All transactions are grouped in a unit and the unit is referred as a block, please refer image below.
block-chain-02

In the above image, there are blocks with actual transaction data on it, apart from transaction data there are few other standard properties on every block which are as follows:

1. Index: Index is nothing but a sequential block number.
2. Timestamp: Time on which block data is added.
3. Hash: It’s a unique hash value for the data. It is generated using mathematical functions. Every block has different hash values which directly communicates with the data (i.e. if data gets changed then hash value also will get changed)
4. Previous Hash: It contains hash value of previous block, which is to get backward reference

In my previous blog, I had mentioned that Blockchains’ key trait is immutability. Let see how it works.

Immutability over Blockchain:
We know that all of the Traditional databases are built for CRUD (Create, Read, Update and Delete) operations. On the other hand, blockchain only allows appending and retrieve, so once added data cannot be deleted and updated.

In blockchain, any node which has access to ledger can check and verify if the ledger has been tampered or any transaction in any block has been changed. This is mainly done by calculating hash value of the block data and then comparing with previous hash value stored in next block.

Below example will help us to understand it more…

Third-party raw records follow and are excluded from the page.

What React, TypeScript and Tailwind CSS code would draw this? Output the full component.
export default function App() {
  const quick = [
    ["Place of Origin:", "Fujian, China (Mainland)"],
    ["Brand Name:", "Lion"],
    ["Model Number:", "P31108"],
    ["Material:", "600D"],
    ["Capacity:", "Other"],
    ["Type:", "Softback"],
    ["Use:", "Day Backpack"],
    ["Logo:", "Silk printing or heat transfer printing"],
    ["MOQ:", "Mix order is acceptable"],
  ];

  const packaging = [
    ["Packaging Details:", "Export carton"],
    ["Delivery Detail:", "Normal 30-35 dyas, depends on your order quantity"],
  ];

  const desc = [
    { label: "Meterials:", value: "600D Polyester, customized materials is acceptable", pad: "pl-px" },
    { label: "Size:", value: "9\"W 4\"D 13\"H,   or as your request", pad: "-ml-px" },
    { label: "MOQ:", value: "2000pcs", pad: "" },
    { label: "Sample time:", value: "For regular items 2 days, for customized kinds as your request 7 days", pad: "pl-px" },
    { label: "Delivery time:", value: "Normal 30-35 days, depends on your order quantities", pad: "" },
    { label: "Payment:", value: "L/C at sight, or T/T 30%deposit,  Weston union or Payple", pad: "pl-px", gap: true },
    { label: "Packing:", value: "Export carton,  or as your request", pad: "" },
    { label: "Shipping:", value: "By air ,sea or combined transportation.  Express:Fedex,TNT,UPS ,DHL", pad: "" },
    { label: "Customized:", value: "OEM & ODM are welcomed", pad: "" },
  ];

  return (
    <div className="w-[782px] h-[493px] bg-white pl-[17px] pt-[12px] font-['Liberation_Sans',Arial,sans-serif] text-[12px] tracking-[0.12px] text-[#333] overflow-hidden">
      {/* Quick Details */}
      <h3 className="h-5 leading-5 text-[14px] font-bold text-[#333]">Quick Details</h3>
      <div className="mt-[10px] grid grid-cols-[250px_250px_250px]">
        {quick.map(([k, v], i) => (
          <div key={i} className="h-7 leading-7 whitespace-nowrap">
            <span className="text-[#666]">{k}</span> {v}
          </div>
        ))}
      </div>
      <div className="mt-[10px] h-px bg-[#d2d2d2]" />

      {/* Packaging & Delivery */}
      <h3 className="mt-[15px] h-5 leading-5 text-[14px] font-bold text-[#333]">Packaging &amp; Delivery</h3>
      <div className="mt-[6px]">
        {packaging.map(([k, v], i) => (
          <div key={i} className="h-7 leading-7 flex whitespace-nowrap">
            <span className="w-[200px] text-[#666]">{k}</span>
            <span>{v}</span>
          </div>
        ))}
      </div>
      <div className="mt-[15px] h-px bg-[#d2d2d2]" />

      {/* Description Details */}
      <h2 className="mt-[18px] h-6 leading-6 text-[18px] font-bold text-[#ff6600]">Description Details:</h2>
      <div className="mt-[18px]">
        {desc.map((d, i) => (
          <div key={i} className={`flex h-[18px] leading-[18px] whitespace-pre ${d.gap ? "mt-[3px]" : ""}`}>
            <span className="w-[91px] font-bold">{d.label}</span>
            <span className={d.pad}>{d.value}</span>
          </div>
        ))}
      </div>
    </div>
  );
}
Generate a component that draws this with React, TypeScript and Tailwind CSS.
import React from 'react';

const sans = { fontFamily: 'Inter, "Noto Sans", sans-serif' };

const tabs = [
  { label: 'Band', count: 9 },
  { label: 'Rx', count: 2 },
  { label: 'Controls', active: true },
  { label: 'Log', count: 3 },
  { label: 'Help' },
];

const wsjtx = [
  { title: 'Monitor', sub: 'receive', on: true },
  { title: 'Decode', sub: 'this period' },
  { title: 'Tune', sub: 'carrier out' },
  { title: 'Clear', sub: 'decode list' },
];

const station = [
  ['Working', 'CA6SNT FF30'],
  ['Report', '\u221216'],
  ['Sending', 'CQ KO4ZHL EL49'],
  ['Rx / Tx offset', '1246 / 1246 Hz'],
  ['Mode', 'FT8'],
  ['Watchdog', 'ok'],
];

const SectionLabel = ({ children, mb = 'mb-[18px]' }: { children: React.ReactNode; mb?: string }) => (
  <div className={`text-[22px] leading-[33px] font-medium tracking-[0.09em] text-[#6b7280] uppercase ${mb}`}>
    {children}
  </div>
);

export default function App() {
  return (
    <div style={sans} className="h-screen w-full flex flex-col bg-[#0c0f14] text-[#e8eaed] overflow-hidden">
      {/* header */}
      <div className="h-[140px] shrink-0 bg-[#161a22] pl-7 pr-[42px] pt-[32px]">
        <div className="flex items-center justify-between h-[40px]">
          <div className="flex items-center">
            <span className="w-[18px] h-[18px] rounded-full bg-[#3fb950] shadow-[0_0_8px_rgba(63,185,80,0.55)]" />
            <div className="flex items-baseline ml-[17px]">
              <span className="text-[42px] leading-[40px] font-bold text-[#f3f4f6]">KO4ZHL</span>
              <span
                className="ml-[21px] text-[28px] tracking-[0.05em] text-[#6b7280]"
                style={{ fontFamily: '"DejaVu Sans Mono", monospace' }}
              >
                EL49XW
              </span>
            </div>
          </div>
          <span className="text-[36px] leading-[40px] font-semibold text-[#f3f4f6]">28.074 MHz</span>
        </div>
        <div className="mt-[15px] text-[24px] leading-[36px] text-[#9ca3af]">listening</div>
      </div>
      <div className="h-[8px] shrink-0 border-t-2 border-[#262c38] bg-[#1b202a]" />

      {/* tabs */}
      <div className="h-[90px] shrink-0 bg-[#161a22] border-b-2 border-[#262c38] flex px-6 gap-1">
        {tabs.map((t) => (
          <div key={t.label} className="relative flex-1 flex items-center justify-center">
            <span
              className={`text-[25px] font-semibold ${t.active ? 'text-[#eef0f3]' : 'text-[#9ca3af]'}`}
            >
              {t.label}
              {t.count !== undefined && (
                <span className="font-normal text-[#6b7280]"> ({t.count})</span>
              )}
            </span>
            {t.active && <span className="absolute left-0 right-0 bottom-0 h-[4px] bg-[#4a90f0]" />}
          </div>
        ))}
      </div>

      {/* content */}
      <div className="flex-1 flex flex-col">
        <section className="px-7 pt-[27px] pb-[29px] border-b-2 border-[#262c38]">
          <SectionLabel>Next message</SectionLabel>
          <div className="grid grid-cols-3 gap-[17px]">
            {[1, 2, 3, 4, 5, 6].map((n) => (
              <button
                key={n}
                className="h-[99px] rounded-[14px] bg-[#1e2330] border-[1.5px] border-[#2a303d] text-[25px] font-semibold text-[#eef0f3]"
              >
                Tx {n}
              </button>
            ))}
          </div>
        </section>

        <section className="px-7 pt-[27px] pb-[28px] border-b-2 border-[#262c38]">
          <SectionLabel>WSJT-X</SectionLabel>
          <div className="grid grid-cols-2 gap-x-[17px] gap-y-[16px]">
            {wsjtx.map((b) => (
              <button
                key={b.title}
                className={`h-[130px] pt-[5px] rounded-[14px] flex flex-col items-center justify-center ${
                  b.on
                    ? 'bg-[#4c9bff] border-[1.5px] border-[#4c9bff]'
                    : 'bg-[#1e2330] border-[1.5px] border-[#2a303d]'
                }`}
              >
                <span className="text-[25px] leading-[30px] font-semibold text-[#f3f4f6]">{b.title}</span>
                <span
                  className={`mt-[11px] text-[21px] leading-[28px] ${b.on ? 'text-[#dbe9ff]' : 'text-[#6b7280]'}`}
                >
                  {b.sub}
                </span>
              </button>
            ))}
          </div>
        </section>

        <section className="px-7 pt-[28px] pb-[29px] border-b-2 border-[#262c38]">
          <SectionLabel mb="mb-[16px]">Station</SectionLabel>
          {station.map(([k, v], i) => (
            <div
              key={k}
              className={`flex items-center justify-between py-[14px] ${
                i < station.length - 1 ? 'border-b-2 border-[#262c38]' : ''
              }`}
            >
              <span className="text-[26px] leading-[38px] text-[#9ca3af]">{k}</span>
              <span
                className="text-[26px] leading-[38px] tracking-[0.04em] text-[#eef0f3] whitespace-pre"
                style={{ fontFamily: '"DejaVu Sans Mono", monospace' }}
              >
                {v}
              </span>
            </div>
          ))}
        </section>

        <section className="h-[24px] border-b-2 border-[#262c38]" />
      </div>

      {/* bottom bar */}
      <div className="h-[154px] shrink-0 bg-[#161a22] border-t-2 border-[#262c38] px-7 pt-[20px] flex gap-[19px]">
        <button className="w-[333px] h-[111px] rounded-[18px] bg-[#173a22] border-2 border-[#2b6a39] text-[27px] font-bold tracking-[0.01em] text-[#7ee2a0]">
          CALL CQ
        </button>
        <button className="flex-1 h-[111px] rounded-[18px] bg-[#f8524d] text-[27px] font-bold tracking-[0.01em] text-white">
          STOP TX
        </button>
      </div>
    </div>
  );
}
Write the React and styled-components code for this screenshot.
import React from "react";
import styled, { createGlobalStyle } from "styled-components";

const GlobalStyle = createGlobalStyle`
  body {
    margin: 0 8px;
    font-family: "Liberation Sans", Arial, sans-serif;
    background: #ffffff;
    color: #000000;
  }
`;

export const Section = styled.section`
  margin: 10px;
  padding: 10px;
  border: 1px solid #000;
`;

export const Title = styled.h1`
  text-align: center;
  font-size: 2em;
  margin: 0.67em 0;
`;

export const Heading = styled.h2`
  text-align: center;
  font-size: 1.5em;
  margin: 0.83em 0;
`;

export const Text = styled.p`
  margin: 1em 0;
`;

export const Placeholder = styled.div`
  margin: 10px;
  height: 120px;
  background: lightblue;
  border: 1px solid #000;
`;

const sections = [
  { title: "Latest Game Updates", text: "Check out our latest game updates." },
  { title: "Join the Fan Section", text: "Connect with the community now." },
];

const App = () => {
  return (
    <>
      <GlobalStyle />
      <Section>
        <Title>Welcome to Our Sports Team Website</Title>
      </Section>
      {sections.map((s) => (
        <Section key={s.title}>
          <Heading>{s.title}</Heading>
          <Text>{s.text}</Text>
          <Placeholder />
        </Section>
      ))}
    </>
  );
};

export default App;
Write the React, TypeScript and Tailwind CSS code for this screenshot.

Ex: Below is the blockchain, where latest block is Block#555

block-chain-03

Here peer or node can calculate the hash value of block#554 and can check if the previous hash value of block#555 is same as the hash value of block#554. If it’s not the same then it is declared as tampered. The below image depicts the verification flow.

block-chain-04

In case of tampered data and failure of validation, rejection of a block will happen by all the nodes.

Blockchain leverages consensus (general agreement) mechanism for validating the transactions

Blockchain Consensus
It’s a protocol by which peer agrees with the state of the ledger, it ensures all peers in network have exactly the same copy of the ledger and fraudulent transactions are kept out of the ledger. It also guarantees to record transaction in chronological order.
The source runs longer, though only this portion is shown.